Given problem: Write out the material again word for word, dropping any images it holds.

Given data:
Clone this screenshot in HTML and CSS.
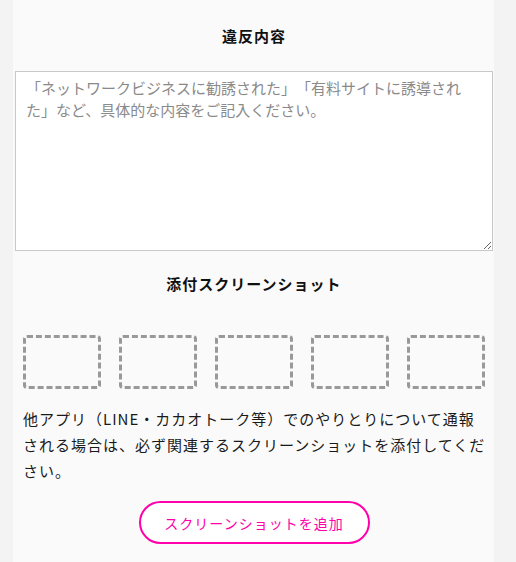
FILE: index.html
```html
<!DOCTYPE html>
<html lang="ja">

<head>
    <meta charset="UTF-8">
    <meta name="viewport" content="width=device-width, initial-scale=1.0">
    <title>通報フォーム</title>
    <link rel="stylesheet" href="styles.css">
</head>

<body>
    <div class="panel">
        <h2 class="title">違反内容</h2>
        <textarea class="detail" placeholder="「ネットワークビジネスに勧誘された」「有料サイトに誘導された」など、具体的な内容をご記入ください。"></textarea>

        <h2 class="title title-shot">添付スクリーンショット</h2>
        <div class="shots">
            <div class="shot"></div>
            <div class="shot"></div>
            <div class="shot"></div>
            <div class="shot"></div>
            <div class="shot"></div>
        </div>
        <p class="note">他アプリ（LINE・カカオトーク等）でのやりとりについて通報される場合は、必ず関連するスクリーンショットを添付してください。</p>
        <div class="actions">
            <button class="add">スクリーンショットを追加</button>
        </div>
    </div>
</body>

</html>
```

FILE: styles.css
```css
* {
    margin: 0;
    padding: 0;
    box-sizing: border-box;
}

body {
    background: #f3f3f3;
    font-family: "Noto Sans CJK JP", "Noto Sans", sans-serif;
    color: #1a1a1a;
    text-spacing-trim: space-all;
}

.panel {
    width: 481px;
    min-height: 562px;
    margin-left: 13px;
    padding: 0 1px 0 2px;
    background: #fafafa;
}

.title {
    padding: 24px 0 23px;
    font-size: 15px;
    line-height: 24px;
    font-weight: bold;
    letter-spacing: 1px;
    text-align: center;
    color: #111;
}

.title-shot {
    padding: 21px 0 39px;
}

.detail {
    display: block;
    width: 100%;
    height: 180px;
    padding: 5px 10px;
    border: 1px solid #c8c8c8;
    background: #fff;
    font-family: inherit;
    font-size: 15px;
    line-height: 22px;
    color: #333;
}

.detail::placeholder {
    color: #8a8a8a;
}

.shots {
    display: flex;
    justify-content: space-between;
    padding: 0 8px;
}

.shot {
    width: 78px;
    height: 54px;
    border: 3px dashed #999;
    border-radius: 4px;
}

.note {
    padding: 17px 4px 0 8px;
    font-size: 15px;
    line-height: 26px;
    letter-spacing: 1px;
}

.actions {
    display: flex;
    justify-content: center;
    padding-top: 17px;
}

.add {
    width: 231px;
    height: 43px;
    border: 2px solid #f0a;
    border-radius: 22px;
    background: #fff;
    color: #f0a;
    font-family: inherit;
    font-size: 14px;
    letter-spacing: 1px;
}
```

Full response:
Clone this screenshot in HTML and CSS.
FILE: index.html
```html
<!DOCTYPE html>
<html lang="ja">

<head>
    <meta charset="UTF-8">
    <meta name="viewport" content="width=device-width, initial-scale=1.0">
    <title>通報フォーム</title>
    <link rel="stylesheet" href="styles.css">
</head>

<body>
    <div class="panel">
        <h2 class="title">違反内容</h2>
        <textarea class="detail" placeholder="「ネットワークビジネスに勧誘された」「有料サイトに誘導された」など、具体的な内容をご記入ください。"></textarea>

        <h2 class="title title-shot">添付スクリーンショット</h2>
        <div class="shots">
            <div class="shot"></div>
            <div class="shot"></div>
            <div class="shot"></div>
            <div class="shot"></div>
            <div class="shot"></div>
        </div>
        <p class="note">他アプリ（LINE・カカオトーク等）でのやりとりについて通報される場合は、必ず関連するスクリーンショットを添付してください。</p>
        <div class="actions">
            <button class="add">スクリーンショットを追加</button>
        </div>
    </div>
</body>

</html>
```

FILE: styles.css
```css
* {
    margin: 0;
    padding: 0;
    box-sizing: border-box;
}

body {
    background: #f3f3f3;
    font-family: "Noto Sans CJK JP", "Noto Sans", sans-serif;
    color: #1a1a1a;
    text-spacing-trim: space-all;
}

.panel {
    width: 481px;
    min-height: 562px;
    margin-left: 13px;
    padding: 0 1px 0 2px;
    background: #fafafa;
}

.title {
    padding: 24px 0 23px;
    font-size: 15px;
    line-height: 24px;
    font-weight: bold;
    letter-spacing: 1px;
    text-align: center;
    color: #111;
}

.title-shot {
    padding: 21px 0 39px;
}

.detail {
    display: block;
    width: 100%;
    height: 180px;
    padding: 5px 10px;
    border: 1px solid #c8c8c8;
    background: #fff;
    font-family: inherit;
    font-size: 15px;
    line-height: 22px;
    color: #333;
}

.detail::placeholder {
    color: #8a8a8a;
}

.shots {
    display: flex;
    justify-content: space-between;
    padding: 0 8px;
}

.shot {
    width: 78px;
    height: 54px;
    border: 3px dashed #999;
    border-radius: 4px;
}

.note {
    padding: 17px 4px 0 8px;
    font-size: 15px;
    line-height: 26px;
    letter-spacing: 1px;
}

.actions {
    display: flex;
    justify-content: center;
    padding-top: 17px;
}

.add {
    width: 231px;
    height: 43px;
    border: 2px solid #f0a;
    border-radius: 22px;
    background: #fff;
    color: #f0a;
    font-family: inherit;
    font-size: 14px;
    letter-spacing: 1px;
}
```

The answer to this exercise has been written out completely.